8) You appreciate the small beauties in life
Living an authentic life isn’t just about what you say and how you act. It’s also about how you think about the world around you.
There’s so much beauty in life, especially in the small things. Like the way the leaves blow across the sidewalk and how your mom checks in on you all the time.
Some people get frustrated by these things. They find it annoying how quickly the drive gets clogged up and how often your mom calls just to say, “Hi”.
But when you live a truly authentic life, you value all the little things that make your life yours. You appreciate that leaves falling, blowing, and finding their way onto your home is just part of life. And your mom checking in is just how she shows she cares.
And everything else in life, especially the things that most other people find a problem, you cherish, value, and deeply appreciate.
Final thoughts
“You will never be able to escape from your heart. So it is better to listen to what it has to say”.
Paul Coelho said this very famous line, and he was right.
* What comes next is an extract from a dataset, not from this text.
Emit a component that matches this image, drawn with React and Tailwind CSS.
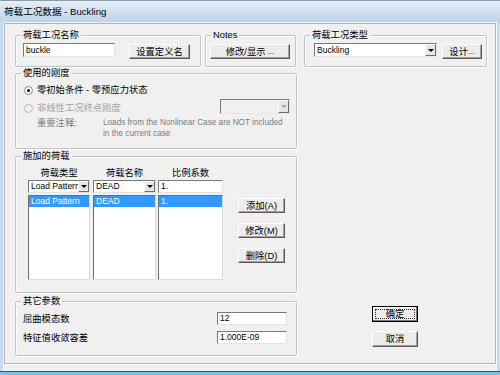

You have to spend your whole life with you, so you need to make sure you’re happy!
But remember, being true to yourself isn’t just about doing a job you feel is rewarding or living a life that’s more in line with what nature intended.
It’s mostly about how you act in everyday life and respond to the challenges of the modern world.
If you recognize most of these behaviors in yourself, you’re already living a life that’s true to you.
If you’re still working on them, or striving for these things, that’s just as good, too. After all, life is all about the journey, not just the destination!